Então, a pergunta que fica é: o dono do carro parado que eu resolvi bater nele para salvar a vida da criança, ele vai poder cobrar de mim uma indenização? Vai! Anote aí: 929.
900 e 29. Quem sofre o dano, mesmo tendo o agressor agido em estado de necessidade, vai poder cobrar desse agressor uma indenização. Então, nesse meu exemplo, o dono do carro parado pode se voltar contra mim?
Pode! 929. Ah, Bruno, mas isso não é justo!
Por quê? E o pai da criança, que não cuidou bem dela? Tanto é que ela atravessou na frente do seu carro; esse cara não vai responder por nada?
Sacanagem, injusto! Pois é, mas o direito se veio maravilhoso, né? E olha o que fala o 930: o 930 vai me dar o direito de regresso.
Hum! Hum! Então, Bruno, você vai poder se voltar contra os pais daquela criança que não custodiaram, não cuidaram dela adequadamente, permitiram que ela atravessasse a rua.
Perfeito! Então, olha como o direito civil é sábio: eu pago uma indenização pro dono do carro que estava parado na rua, que não tinha nada a ver com a parada, né? Tinha nada a ver com nada ali, coitado.
Eu pago uma indenização para esse camarada, mas depois eu posso entrar com uma ação regressiva contra quem não custodiou adequadamente, contra quem não cuidou daquela criança, contra os pais, tutores, seja lá quem for daquela criança.
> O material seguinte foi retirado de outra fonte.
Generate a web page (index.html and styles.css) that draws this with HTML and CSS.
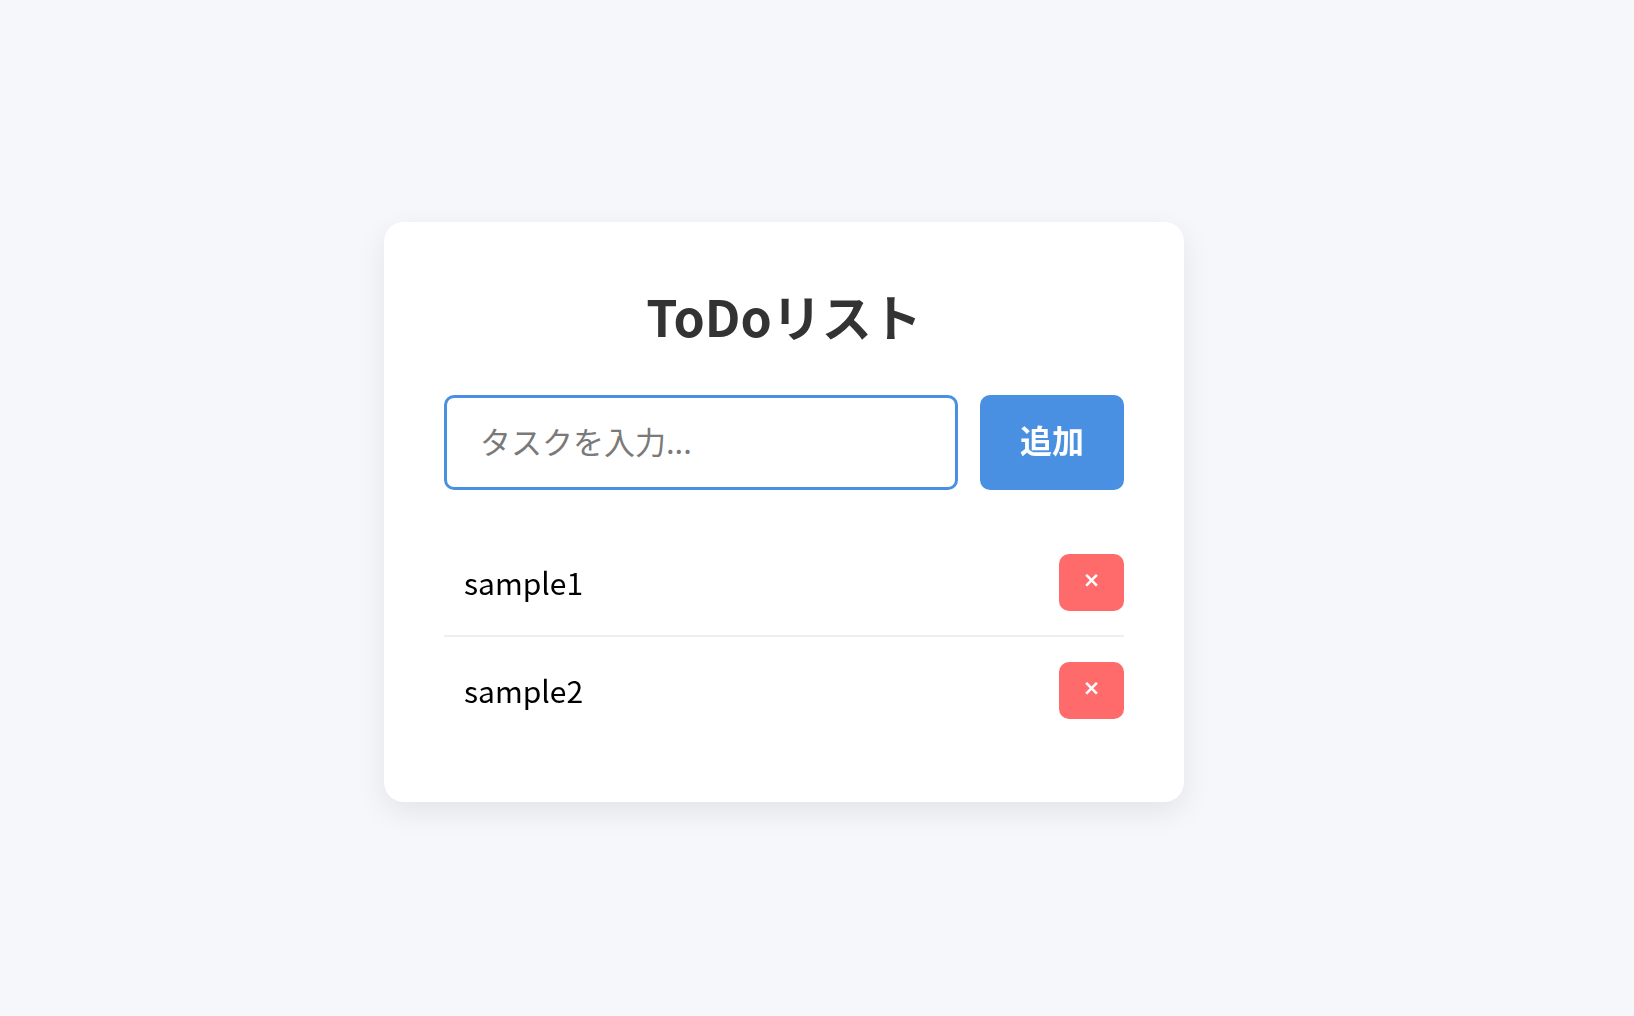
FILE: index.html
```html
<!DOCTYPE html>
<html lang="ja">
<head>
<meta charset="utf-8">
<title>ToDoリスト</title>
<link rel="stylesheet" href="styles.css">
</head>
<body>
<main class="page">
  <section class="card">
    <h1 class="title">ToDoリスト</h1>
    <form class="add-form" onsubmit="return false;">
      <input class="task-input" type="text" placeholder="タスクを入力..." autofocus>
      <button class="add-btn" type="submit">追加</button>
    </form>
    <ul class="task-list">
      <li class="task-item">
        <span class="task-text">sample1</span>
        <button class="del-btn" type="button">×</button>
      </li>
      <li class="task-item">
        <span class="task-text">sample2</span>
        <button class="del-btn" type="button">×</button>
      </li>
    </ul>
  </section>
</main>
</body>
</html>
```
FILE: styles.css
```css
* {
  box-sizing: border-box;
}

html, body {
  margin: 0;
  padding: 0;
}

body {
  background: #f5f7fa;
  font-family: "Noto Sans CJK JP", "Noto Sans", sans-serif;
}

.page {
  min-height: 100vh;
  display: flex;
  align-items: center;
  justify-content: center;
  padding: 7px 66px 0 0;
}

.card {
  width: 800px;
  background: #ffffff;
  border-radius: 20px;
  box-shadow: 0 10px 30px rgba(0, 0, 0, 0.08);
  padding: 63px 60px 59px;
}

.title {
  margin: 0 0 50px;
  font-size: 50px;
  line-height: 60px;
  font-weight: 700;
  color: #333333;
  text-align: center;
}

.add-form {
  display: flex;
  gap: 22px;
  margin: 0 0 39px;
}

.task-input {
  flex: 1;
  height: 95px;
  border: 3px solid #4a90e2;
  border-radius: 10px;
  padding: 0 30px 4px 33px;
  font-family: inherit;
  font-size: 31px;
  color: #333333;
  outline: none;
  caret-color: #000000;
}

.task-input::placeholder {
  color: #7a7a7a;
}

.add-btn {
  width: 144px;
  height: 95px;
  border: none;
  border-radius: 10px;
  background: #4a90e2;
  color: #ffffff;
  font-family: inherit;
  font-size: 32px;
  font-weight: 700;
  line-height: 1;
  padding: 0 0 6px;
  cursor: pointer;
}

.task-list {
  list-style: none;
  margin: 0;
  padding: 0;
}

.task-item {
  display: flex;
  align-items: center;
  justify-content: space-between;
  padding: 25px 0 24px 20px;
  border-bottom: 2px solid #eeeeee;
}

.task-item:last-child {
  border-bottom: none;
}

.task-text {
  font-size: 30px;
  color: #000000;
}

.del-btn {
  width: 65px;
  height: 57px;
  border: none;
  border-radius: 10px;
  background: #ff6b6b;
  color: #ffffff;
  font-family: "DejaVu Sans", sans-serif;
  font-size: 21px;
  font-weight: 700;
  line-height: 1;
  padding: 0 0 3px;
  cursor: pointer;
}
```
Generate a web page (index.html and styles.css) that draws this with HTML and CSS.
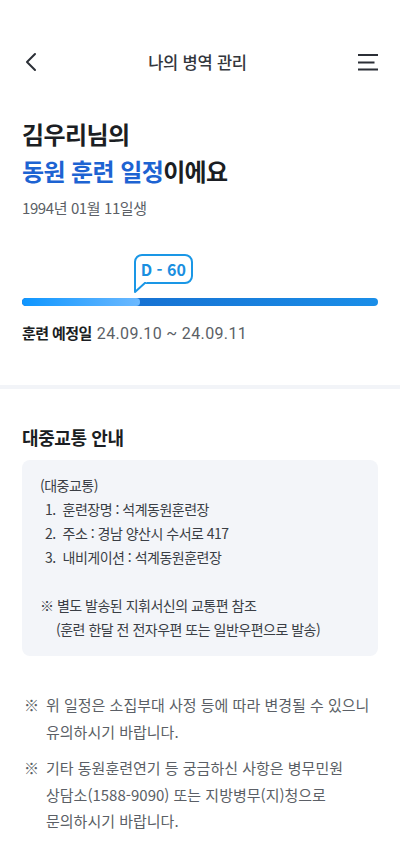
FILE: index.html
```html
<!DOCTYPE html>
<html lang="ko">
<head>
<meta charset="utf-8">
<link rel="stylesheet" href="styles.css">
</head>
<body>
<div class="page">
  <header class="topbar">
    <svg class="back" width="14" height="20" viewBox="0 0 14 20"><path d="M11 2 L3 10 L11 18" fill="none" stroke="#2b2f36" stroke-width="2" stroke-linecap="round" stroke-linejoin="round"/></svg>
    <h1 class="title">나의 병역 관리</h1>
    <svg class="menu" width="22" height="18" viewBox="0 0 22 18"><path d="M1 2 H21 M1 9.5 H17.5 M1 16.5 H21" fill="none" stroke="#2b2f36" stroke-width="2"/></svg>
  </header>

  <section class="hero">
    <h2 class="heading">김우리님의<br><span class="blue">동원 훈련 일정</span>이에요</h2>
    <p class="birth">1994년 01월 11일생</p>

    <div class="progress">
      <div class="bubble" style="margin-left: calc(33.1% - 6px)">
        D - 60
        <svg class="tail" width="14" height="12" viewBox="0 0 14 12"><path d="M0 0 H13 L2 10 Z" fill="#fff"/><path d="M1 0 V10 L12 0" fill="none" stroke="#1a97e6" stroke-width="2" stroke-linejoin="round"/></svg>
      </div>
      <div class="track"><div class="fill" style="width: 33.1%"></div></div>
    </div>
    <p class="dates"><b>훈련 예정일</b> <span class="num">24.09.10 ~ 24.09.11</span></p>
  </section>

  <div class="divider"></div>

  <section class="info">
    <h3 class="subhead">대중교통 안내</h3>
    <div class="box">
      <p>(대중교통)</p>
      <p class="item">1.&nbsp; 훈련장명 : 석계동원훈련장</p>
      <p class="item">2.&nbsp; 주소 : 경남 양산시 수서로 417</p>
      <p class="item">3.&nbsp; 내비게이션 : 석계동원훈련장</p>
      <p class="gap">※ 별도 발송된 지휘서신의 교통편 참조</p>
      <p class="indent">(훈련 한달 전 전자우편 또는 일반우편으로 발송)</p>
    </div>

    <ul class="notes">
      <li><span class="mark">※</span><span>위 일정은 소집부대 사정 등에 따라 변경될 수 있으니<br>유의하시기 바랍니다.</span></li>
      <li><span class="mark">※</span><span>기타 동원훈련연기 등 궁금하신 사항은 병무민원<br>상담소(1588-9090) 또는 지방병무(지)청으로<br>문의하시기 바랍니다.</span></li>
    </ul>
  </section>
</div>
</body>
</html>
```
FILE: styles.css
```css
* { box-sizing: border-box; }
html, body { margin: 0; padding: 0; background: #fff; }
body {
  font-family: "Noto Sans CJK KR", "Noto Sans", sans-serif;
  color: #1b1e23;
  width: 400px;
}
.page { width: 400px; }
p { margin: 0; }

.topbar {
  display: flex;
  align-items: center;
  justify-content: space-between;
  height: 48px;
  margin-top: 38px;
  padding: 0 21px 0 24px;
}
.title {
  margin: 0;
  font-size: 16.5px;
  font-weight: 500;
  color: #33373d;
  letter-spacing: -0.2px;
}
.back { display: block; }
.menu { display: block; }

.hero { padding: 29px 22px 0; }
.heading {
  margin: 0;
  font-size: 24px;
  line-height: 37px;
  font-weight: 700;
  color: #1b1e23;
  letter-spacing: -0.6px;
}
.blue { color: #1d63d2; }
.birth {
  margin-top: 8px;
  font-size: 15px;
  line-height: 22px;
  color: #5b5f66;
  letter-spacing: -0.4px;
}

.progress { margin-top: 35px; }
.bubble {
  position: relative;
  width: 59px;
  height: 30px;
  border: 2px solid #1a97e6;
  border-radius: 8px;
  border-bottom-left-radius: 0;
  display: flex;
  align-items: center;
  justify-content: center;
  font-size: 16px;
  font-weight: 700;
  color: #1a8fe0;
  letter-spacing: 0;
  background: #fff;
}
.tail {
  position: absolute;
  left: -2px;
  top: 26px;
}
.track {
  margin-top: 14px;
  height: 8px;
  border-radius: 4px;
  background: linear-gradient(90deg, #1565c9 0%, #1a8ee8 100%);
  overflow: hidden;
}
.fill {
  height: 100%;
  border-radius: 4px;
  background: linear-gradient(90deg, #0e96ff 0%, #6cb9ff 100%);
}
.dates {
  margin-top: 16px;
  font-size: 15px;
  line-height: 22px;
  color: #5b5f66;
}
.dates b { color: #1b1e23; font-weight: 700; letter-spacing: -0.6px; margin-right: 1px; }
.num { font-family: Roboto, "Noto Sans CJK KR", sans-serif; font-size: 16px; letter-spacing: 0.35px; }

.divider {
  margin-top: 40px;
  height: 4px;
  background: #f2f4f8;
}

.info { padding: 35px 22px 0; }
.subhead {
  margin: 0;
  font-size: 18px;
  line-height: 26px;
  font-weight: 700;
  color: #1b1e23;
  letter-spacing: -0.4px;
}
.box {
  margin-top: 10px;
  background: #f3f5f9;
  border-radius: 8px;
  padding: 13px 18px 15px;
  font-size: 14px;
  line-height: 24px;
  color: #3a3e45;
  letter-spacing: -0.5px;
}
.box .item { padding-left: 5px; }
.box .gap { margin-top: 24px; }
.box .indent { padding-left: 16px; }

.notes {
  list-style: none;
  margin: 36px 0 0;
  padding: 0 0 0 2px;
  font-size: 15px;
  line-height: 26.5px;
  color: #5b5f66;
  letter-spacing: 0;
}
.notes li { display: flex; gap: 9px; }
.notes li + li { margin-top: 10px; }
.mark { flex: none; width: 13px; }
```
Ok? Então, lembrem-se dos atos ilícitos: 186, 187 e 188.
Esse também é um capítulo que, se eu fosse vocês, estudava na doutrina, quando é para estudar, só lei seca e caderno, eu falo. O bom de videoaula é essa orientação, né, gente? Então, aqui, se eu fosse vocês, estudaria atos ilícitos em livros de doutrina.
Já citei vários doutrinadores aqui, escolha o de sua predileção e vá ler atos ilícitos na doutrina, porque isso vai te ajudar bastante. Tá joia? É um tema super relevante para prova de delegado, tem pertinência temática.
A maioria das ilicitudes penais são ao mesmo tempo ilicitudes civis. Por isso que, quando tem uma condenação no direito penal, normalmente essa condenação vira título executivo judicial no civil, na chamada ação civil ex delito, que você estuda lá na ação penal, no processo penal, porque ela tá prevista tanto no CPC quanto no CPP. Tá joia?